In the beginning, we created a queer manga character called Pompom and shot five videos in five different Tokyo locations in which I experiment with the choreography as reading practice. This time, due to the nature of the videos and the plan of the whole installation work, I decided to stay in one spot and not to move around, so in this sense the practice was scaled down from the previous work, #CHARP, in which the performers could move around the space. In the videos of Pompom, I work with the sensitivity to the movements that constitute the chosen place from the everyday perceived movements to the planetary ones. In other words, these movements form kinesthetic fields in which my body takes place in the videos. The temporality of the movements with which I work in each video is multiple, as is the scale. It is important to note that in the videos, I do not try to become a manga character, but the decision to wear a blue wig is a visual component and prop, which points to the negotiation with the meeting point with the Japanese manga culture. It is impossible to embody a cultural environment when you do not have socio-historical or linguistic experience and understanding. This ‘mission impossible’ was one of the motivating factors of the project, and it also functioned as a catalyst for learning about the cultural tectonic movements and different artistic practices that were at stake.

(images: Vincent Roumagnac)

(image: Nao Yazawa)

 

Why choose to work with manga then? Why not work with some other aspect of Japanese culture and work with and learn through some other medium? Through my research project, I have been interested in contemporary science fiction as a critical backdrop to the research questions of embodiment, movement, and corporeality. Japanese manga has had a big impact on Western science fiction. I am interested in the visualization of the movement dynamics in Japanese manga and the way manga is viewed. In manga the materialization of the movement dynamics is based on the composition of the panels and the inner dynamics of one image. While working with Yazawa, I also learned that working with the movement of the eye while looking at manga is important. And, finally, manga is one of the Japanese cultural fields in which all kind of imaginary embodiments take place. These reasons made sense to my research questions, and to move in this direction in this project felt like the right artistic choice.

 

In the videos, the decision to stay in one spot and experiment from there is probably the most important aspect of this work when it comes to choreography as reading practice. This choice was based on the working plan in which the videos are critically set parallel with the impressive movement dynamics of manga. One of the references for the video work, which I got to know during the process, is Japanese experimental filmmaker Toshio Matsumoto’s work Atman (1975).

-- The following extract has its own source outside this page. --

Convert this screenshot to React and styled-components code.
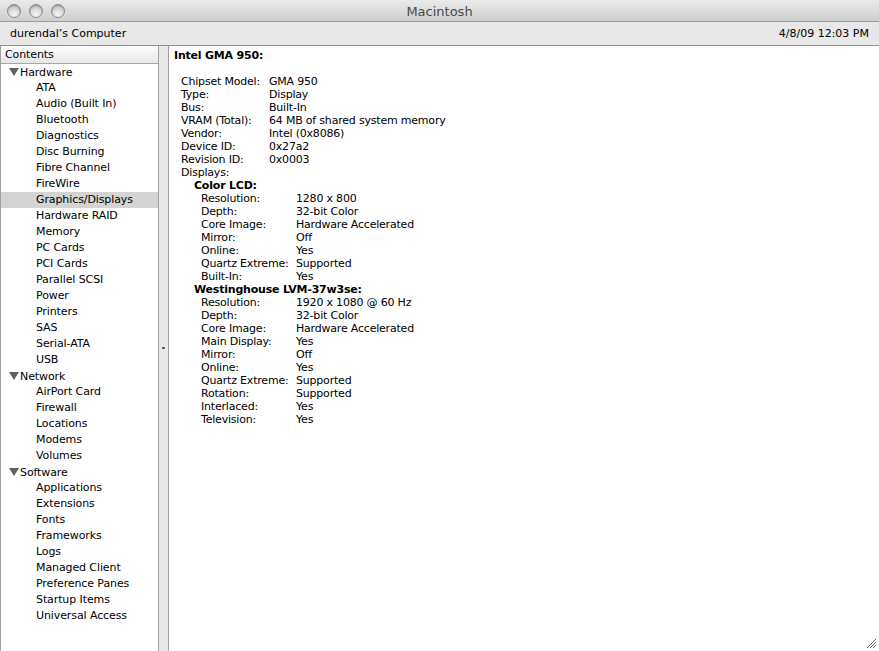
import React from 'react'
import styled, { createGlobalStyle } from 'styled-components'

const GlobalStyle = createGlobalStyle`
  html, body {
    margin: 0;
    padding: 0;
    background: #ffffff;
  }
  body {
    font-family: "DejaVu Sans", "Liberation Sans", sans-serif;
    font-size: 11px;
    color: #000;
  }
`

const sections = [
  {
    title: 'Hardware',
    items: ['ATA', 'Audio (Built In)', 'Bluetooth', 'Diagnostics', 'Disc Burning', 'Fibre Channel',
      'FireWire', 'Graphics/Displays', 'Hardware RAID', 'Memory', 'PC Cards', 'PCI Cards',
      'Parallel SCSI', 'Power', 'Printers', 'SAS', 'Serial-ATA', 'USB']
  },
  {
    title: 'Network',
    items: ['AirPort Card', 'Firewall', 'Locations', 'Modems', 'Volumes']
  },
  {
    title: 'Software',
    items: ['Applications', 'Extensions', 'Fonts', 'Frameworks', 'Logs', 'Managed Client',
      'Preference Panes', 'Startup Items', 'Universal Access']
  }
]

const details = [
  ['Chipset Model:', 'GMA 950'],
  ['Type:', 'Display'],
  ['Bus:', 'Built-In'],
  ['VRAM (Total):', '64 MB of shared system memory'],
  ['Vendor:', 'Intel (0x8086)'],
  ['Device ID:', '0x27a2'],
  ['Revision ID:', '0x0003'],
]

const displays = [
  {
    name: 'Color LCD:',
    rows: [
      ['Resolution:', '1280 x 800'],
      ['Depth:', '32-bit Color'],
      ['Core Image:', 'Hardware Accelerated'],
      ['Mirror:', 'Off'],
      ['Online:', 'Yes'],
      ['Quartz Extreme:', 'Supported'],
      ['Built-In:', 'Yes'],
    ]
  },
  {
    name: 'Westinghouse LVM-37w3se:',
    rows: [
      ['Resolution:', '1920 x 1080 @ 60 Hz'],
      ['Depth:', '32-bit Color'],
      ['Core Image:', 'Hardware Accelerated'],
      ['Main Display:', 'Yes'],
      ['Mirror:', 'Off'],
      ['Online:', 'Yes'],
      ['Quartz Extreme:', 'Supported'],
      ['Rotation:', 'Supported'],
      ['Interlaced:', 'Yes'],
      ['Television:', 'Yes'],
    ]
  }
]

const App = () => {
  return (
    <Window>
      <GlobalStyle />
      <TitleBar>
        <Lights>
          <Light />
          <Light />
          <Light />
        </Lights>
        <Title>Macintosh</Title>
      </TitleBar>
      <InfoBar>
        <span>durendal’s Computer</span>
        <span>4/8/09 12:03 PM</span>
      </InfoBar>
      <Main>
        <Sidebar>
          <SideHeader>Contents</SideHeader>
          {sections.map(sec => (
            <React.Fragment key={sec.title}>
              <GroupRow>
                <Triangle />
                {sec.title}
              </GroupRow>
              {sec.items.map(item => (
                <ItemRow key={item} selected={item === 'Graphics/Displays'}>{item}</ItemRow>
              ))}
            </React.Fragment>
          ))}
        </Sidebar>
        <Splitter>
          <Dimple />
        </Splitter>
        <Content>
          <Heading>Intel GMA 950:</Heading>
          <Spacer />
          <Table labelWidth={88} indent={7}>
            {details.map(([k, v]) => (
              <React.Fragment key={k}>
                <Label>{k}</Label>
                <Value>{v}</Value>
              </React.Fragment>
            ))}
            <Label>Displays:</Label>
            <Value />
          </Table>
          {displays.map(d => (
            <React.Fragment key={d.name}>
              <SubHeading>{d.name}</SubHeading>
              <Table labelWidth={95} indent={27}>
                {d.rows.map(([k, v]) => (
                  <React.Fragment key={k}>
                    <Label>{k}</Label>
                    <Value>{v}</Value>
                  </React.Fragment>
                ))}
              </Table>
            </React.Fragment>
          ))}
          <Grip>
            <svg width="11" height="11" viewBox="0 0 11 11">
              <path d="M10 1 L1 10 M10 4 L4 10 M10 7 L7 10" stroke="#6e6e6e" strokeWidth="1" />
              <path d="M11 2 L2 11 M11 5 L5 11 M11 8 L8 11" stroke="#ffffff" strokeWidth="1" />
            </svg>
          </Grip>
        </Content>
      </Main>
    </Window>
  )
}

const Window = styled.div`
  display: flex;
  flex-direction: column;
  width: 879px;
  height: 651px;
  overflow: hidden;
  background: #e8e8e8;
`
const TitleBar = styled.div`
  position: relative;
  height: 21px;
  display: flex;
  align-items: center;
  justify-content: center;
  background: linear-gradient(#eaeaea, #cfcfcf);
  border-bottom: 1px solid #9a9a9a;
`
const Lights = styled.div`
  position: absolute;
  left: 7px;
  top: 4px;
  display: flex;
  gap: 8px;
`
const Light = styled.div`
  width: 14px;
  height: 14px;
  border-radius: 50%;
  border: 1px solid #8a8a8a;
  box-sizing: border-box;
  background: radial-gradient(circle at 50% 78%, #f6f6f6 0%, #d8d8d8 50%, #acacac 100%);
  box-shadow: inset 0 1px 1px rgba(0,0,0,0.2);
`
const Title = styled.div`
  font-size: 13px;
  color: #4a4a4a;
  padding-top: 1px;
`
const InfoBar = styled.div`
  height: 23px;
  display: flex;
  align-items: center;
  justify-content: space-between;
  padding: 0 10px 0 10px;
  background: #e8e8e8;
  border-bottom: 1px solid #8f8f8f;
`
const Main = styled.div`
  display: flex;
  flex: 1;
  min-height: 0;
`
const Sidebar = styled.div`
  width: 157px;
  background: #ffffff;
  border-left: 1px solid #a0a0a0;
  border-right: 1px solid #a0a0a0;
  letter-spacing: -0.1px;
`
const SideHeader = styled.div`
  height: 17px;
  line-height: 17px;
  padding-left: 4px;
  background: linear-gradient(#ffffff, #e6e6e6);
  border-bottom: 1px solid #a8a8a8;
`
const GroupRow = styled.div`
  display: flex;
  align-items: center;
  height: 16px;
  padding-left: 8px;
`
const Triangle = styled.span`
  width: 0;
  height: 0;
  border-left: 5px solid transparent;
  border-right: 5px solid transparent;
  border-top: 8px solid #606060;
  margin-right: 1px;
`
const ItemRow = styled.div`
  height: 16px;
  line-height: 16px;
  padding-left: 35px;
  background: ${p => (p.selected ? '#d4d4d4' : 'transparent')};
`
const Splitter = styled.div`
  position: relative;
  width: 9px;
  background: #e8e8e8;
  border-right: 1px solid #a0a0a0;
`
const Dimple = styled.div`
  position: absolute;
  left: 3px;
  top: 301px;
  width: 3px;
  height: 2px;
  background: #444;
  border-radius: 1px;
`
const Content = styled.div`
  position: relative;
  flex: 1;
  background: #ffffff;
  padding: 3px 0 0 5px;
  line-height: 13px;
  letter-spacing: -0.2px;
`
const Heading = styled.div`
  font-weight: bold;
`
const Spacer = styled.div`
  height: 13px;
`
const Table = styled.div`
  display: grid;
  grid-template-columns: ${p => p.labelWidth}px auto;
  justify-content: start;
  padding-left: ${p => p.indent}px;
`
const Label = styled.div`
  white-space: nowrap;
`
const Value = styled.div`
  white-space: nowrap;
`
const SubHeading = styled.div`
  font-weight: bold;
  padding-left: 20px;
`
const Grip = styled.div`
  position: absolute;
  right: 2px;
  bottom: 2px;
  width: 11px;
  height: 11px;
`

export default App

(https://www.youtube.com/watch?v=MdcN8wDxT0Q, accessed 12.10.2017)

 

Thus, the work brings together the experimentation with the movement dynamics of five various locations, my choreographic thinking and experiential practice, and the movement dynamics of manga. This work is an example of how my artistic research project has changed my practice. The previous choreographic practice of mine, before the doctoral process, was based on producing spectacular dance movements on stage. In pompom the body is not a site for the spectacular, but instead it operates as a subtle, experiential, and dense organism in a constant transformative state on an intimate micro-scale. Choreography as reading practice is based on this subtle intimacy, in which the perception and experience of the surrounding movements and kinesthetic field is processed through rapid process of engagement and disengagement with the effects that the movements’ qualities generate. Scaling down the movement that is realized by my body can be seen as a developing direction from the first works of this research project to this work. During this research project, the works have been based on durational and brief walking practice, fast bodily engagement with the material condition, and physically demanding movement practice, and here I have ended up working in one standing spot, which is extremely dense, formed, and occupied with simultaneous, various, multidirectional movements. It somewhat amuses me to think how such a constantly moving immense megalopolis like Tokyo impacted my practice in this tuning-down way. I recognize the process of Pompom as becoming-through-motion in the sense that the performing body in the videos is open-ended and never finished, simultaneously operating in flux and in stasis.

 

The storyline of the manga panels is based on the experiments in five different locations. After shooting the videos, I wrote the storyline and discussed and processed it with the working group. We met regularly during those three months, and in every meeting Yazawa brought proposals for manga to be discussed. We agreed with Yazawa that my role was to work as the choreographer of the manga, in the sense that I set the framework, the basic dramaturgy, movements, and expressions of the character in a detailed manner, and Yazawa worked in dialogue with those artistic directions. The storyline reflects the experience of effects and forces at play in each site, plus the imaginary actions that these forces and effects generated. From this perspective, the work combines reading and writing; the first phase of the work, shooting the videos is based on my choreographic reading practice of the particular conditions in which the body takes place, and the detailed storyboard for the manga is written based on that experimentation. The actual work of the whole installationis thus more than the shot videos and reading practice on site. The installation is based on setting the videos and manga parallel to each other in a space where the viewer can experience the work by forming a dialogue between these two mediums. One important material component of the work is a light-blue synthetic curtain behind the video screens. If the video material and the practice exposed in them is understood to contribute to the ecological turn of the choreography, in which the emphasis is how the movements of the body cannot be separated from its environment, the curtain then brings a contemporary friction to this possibly nostalgic ‘back to nature’ thinking. My body is technologically conditioned, and the choice to use this kind of curtain exposes the conditions in which the algorithmic urban body takes place, is formed, and is shapeshifting parallel to the body-organism that couples with the organic environment. Thus, these two realms – ecological and technological – are not separate but together form the sphere in which my body takes place.   

On the right side, there are two examples of manga from the project. The first episode has 6 panels and the second one has 5. In order to view the manga, scroll to the first panel on the right and move to the left.

 

In each scene of manga, pompom connects with the location in a specific way – either by his own actions or by meeting an active agent or entity in the location. The connection causes the location’s transformation into nebula, so each scene combines the micro-scene with the galactic one by extending towards the cosmic scale of movements at hand.